With SL viewer's user agent string, you could inform which viewer it
is, whether RLV compatible functionality is present and enabled and all
sorts of other useful information about the viewer and the system it is
running on (thought it would probably be a good idea to also talk about
the web browser itself and follow the standards regarding web browsers
user agent strings).


But, i can easily make Firefox pretend to be another browser, or even
Googlebot, at least when it comes to the user agent string; it would be
good to have a similar functionality in SL browsers, though i'm not sure
it would be necessary that LL's client have it, and IMO TPVs shouldn't
be required to have it either (but i would really appreciate if Emerald
had it), but also there should be no requirement that the web browsers
in TPVs be honest in their user agent strings.

On 7/5/2010 00:06, Ricky wrote:
> One thing more to consider is that the content (but not the format) of
> this string is up to the viewer developer.  If the viewer developer is
> security conscious, or has a security conscious user base, the
> developer can choose to use the one selected by one of the Linden
> Lab's main viewer versions.  Especially since the 1.x series is the
> current "base" of most viewers, this makes sense.  The only flaw here
> is that you will get the same thing going on with browsers today: they
> almost all say "Mozilla/4.0" even if they are, say, IE8...
> 
> Over-all, I think the security implications are important to consider,
> but that simple tweaks seem to be able to cover the concerns.  I'd
> rather get "Hi, I'm SecondLife/1.23.5 (compatible)" then "Hi, I'm
> <blank>" from all security-conscious TPVs.  Especially since LL's
> viewers will most likely not move over to the default-blank model, as
> they already are sending a string, and to change would require
> overcoming some entropy.. :P
> 
> Also, since this information is /already/ accessible (through means
> that are irritatingly complex), we need to get the client-side tweak
> of allowing the user to "opt-out" by setting a custom string in place.
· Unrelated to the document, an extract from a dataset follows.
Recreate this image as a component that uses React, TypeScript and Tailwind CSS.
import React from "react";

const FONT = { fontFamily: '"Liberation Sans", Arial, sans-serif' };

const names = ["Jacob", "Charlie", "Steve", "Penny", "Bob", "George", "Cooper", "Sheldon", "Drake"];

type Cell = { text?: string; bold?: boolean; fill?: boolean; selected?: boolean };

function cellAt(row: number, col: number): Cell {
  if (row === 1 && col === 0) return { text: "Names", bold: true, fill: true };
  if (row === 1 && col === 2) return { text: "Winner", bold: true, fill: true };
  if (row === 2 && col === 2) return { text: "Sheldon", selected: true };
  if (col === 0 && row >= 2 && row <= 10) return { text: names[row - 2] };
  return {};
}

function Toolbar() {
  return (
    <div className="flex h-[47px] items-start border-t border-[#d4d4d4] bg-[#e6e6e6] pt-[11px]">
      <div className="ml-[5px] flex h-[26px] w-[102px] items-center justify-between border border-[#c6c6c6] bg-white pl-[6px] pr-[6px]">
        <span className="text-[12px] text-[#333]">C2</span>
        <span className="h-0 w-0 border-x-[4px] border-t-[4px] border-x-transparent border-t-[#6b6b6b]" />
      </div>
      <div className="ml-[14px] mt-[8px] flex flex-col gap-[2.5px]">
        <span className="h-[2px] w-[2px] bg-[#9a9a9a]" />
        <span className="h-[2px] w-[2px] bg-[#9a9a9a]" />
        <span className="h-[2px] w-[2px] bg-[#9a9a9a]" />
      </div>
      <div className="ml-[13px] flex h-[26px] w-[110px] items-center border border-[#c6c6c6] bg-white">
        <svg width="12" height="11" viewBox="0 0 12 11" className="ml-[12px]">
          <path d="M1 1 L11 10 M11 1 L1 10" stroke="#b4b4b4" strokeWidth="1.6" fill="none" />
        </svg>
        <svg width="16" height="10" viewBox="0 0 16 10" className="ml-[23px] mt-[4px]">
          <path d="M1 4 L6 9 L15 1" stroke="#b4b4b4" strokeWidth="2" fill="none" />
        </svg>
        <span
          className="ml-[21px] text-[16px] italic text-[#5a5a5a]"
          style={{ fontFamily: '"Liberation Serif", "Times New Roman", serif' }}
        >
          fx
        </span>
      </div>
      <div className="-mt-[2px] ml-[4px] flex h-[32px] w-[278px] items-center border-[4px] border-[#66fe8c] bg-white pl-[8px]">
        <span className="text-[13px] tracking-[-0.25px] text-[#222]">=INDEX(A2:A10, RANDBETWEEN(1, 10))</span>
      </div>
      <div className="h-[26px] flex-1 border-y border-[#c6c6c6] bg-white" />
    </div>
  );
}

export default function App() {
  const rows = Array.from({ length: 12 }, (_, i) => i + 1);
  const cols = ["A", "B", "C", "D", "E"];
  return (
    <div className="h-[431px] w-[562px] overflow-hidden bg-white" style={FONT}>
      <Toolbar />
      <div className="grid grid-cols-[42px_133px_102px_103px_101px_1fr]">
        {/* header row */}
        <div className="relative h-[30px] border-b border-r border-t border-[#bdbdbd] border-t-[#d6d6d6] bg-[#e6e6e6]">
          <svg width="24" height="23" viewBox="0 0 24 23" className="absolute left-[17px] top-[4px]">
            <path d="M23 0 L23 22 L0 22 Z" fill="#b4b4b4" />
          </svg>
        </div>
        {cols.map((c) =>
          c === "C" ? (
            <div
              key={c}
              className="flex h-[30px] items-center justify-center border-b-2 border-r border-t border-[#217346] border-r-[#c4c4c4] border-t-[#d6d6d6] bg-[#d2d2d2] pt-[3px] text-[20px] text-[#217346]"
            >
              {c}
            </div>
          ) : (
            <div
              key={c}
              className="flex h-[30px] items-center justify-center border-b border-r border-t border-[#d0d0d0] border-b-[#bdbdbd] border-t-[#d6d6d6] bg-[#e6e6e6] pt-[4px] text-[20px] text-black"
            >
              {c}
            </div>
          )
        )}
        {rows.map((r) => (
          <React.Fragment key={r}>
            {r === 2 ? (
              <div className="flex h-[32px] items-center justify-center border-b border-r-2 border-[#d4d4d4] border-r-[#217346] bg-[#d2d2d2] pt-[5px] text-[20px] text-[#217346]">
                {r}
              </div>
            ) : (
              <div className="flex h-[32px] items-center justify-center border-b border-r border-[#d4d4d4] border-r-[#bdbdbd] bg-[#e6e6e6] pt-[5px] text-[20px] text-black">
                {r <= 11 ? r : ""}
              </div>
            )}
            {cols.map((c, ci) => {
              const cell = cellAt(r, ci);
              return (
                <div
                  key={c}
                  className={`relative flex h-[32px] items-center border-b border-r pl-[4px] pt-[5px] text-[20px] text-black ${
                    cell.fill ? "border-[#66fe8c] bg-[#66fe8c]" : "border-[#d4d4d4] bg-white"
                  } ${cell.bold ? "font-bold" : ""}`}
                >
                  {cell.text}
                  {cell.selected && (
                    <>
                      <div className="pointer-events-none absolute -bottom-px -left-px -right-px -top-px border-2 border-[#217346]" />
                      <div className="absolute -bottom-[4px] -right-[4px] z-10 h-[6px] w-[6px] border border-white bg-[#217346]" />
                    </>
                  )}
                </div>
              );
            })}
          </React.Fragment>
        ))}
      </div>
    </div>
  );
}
>  Since we are already "opted-in" by existing code, we have to choose
> the opt-out model.  Making the info easier to access in LSL is a
> tangential issue, but not unimportant.
> 
> Ricky
> Cron Stardust
> 
> On Thu, May 6, 2010 at 3:00 PM, Argent Stonecutter
> <secret.argent at gmail.com> wrote:
>> The only difference between "default none" and "default something
>> generic" is that you're sending more bytes to provide the same
>> negative information.
>>
>> On 2010-05-06, at 13:47, Tigro Spottystripes wrote:
>>
> have the default be somthing generic then
> 
> On 6/5/2010 15:24, Argent Stonecutter wrote:
>>>>> On 2010-05-06, at 11:51, Tigro Spottystripes wrote:
>>>>>> Then you just set your user-agent string to something generic
>>>>>
>>>>> Yes, I'm a paranoid nut who knows to do that. I know to opt out. Most
>>>>> people don't.
>>>>>
>>>>> Which is why any capability like this needs to be opt-in.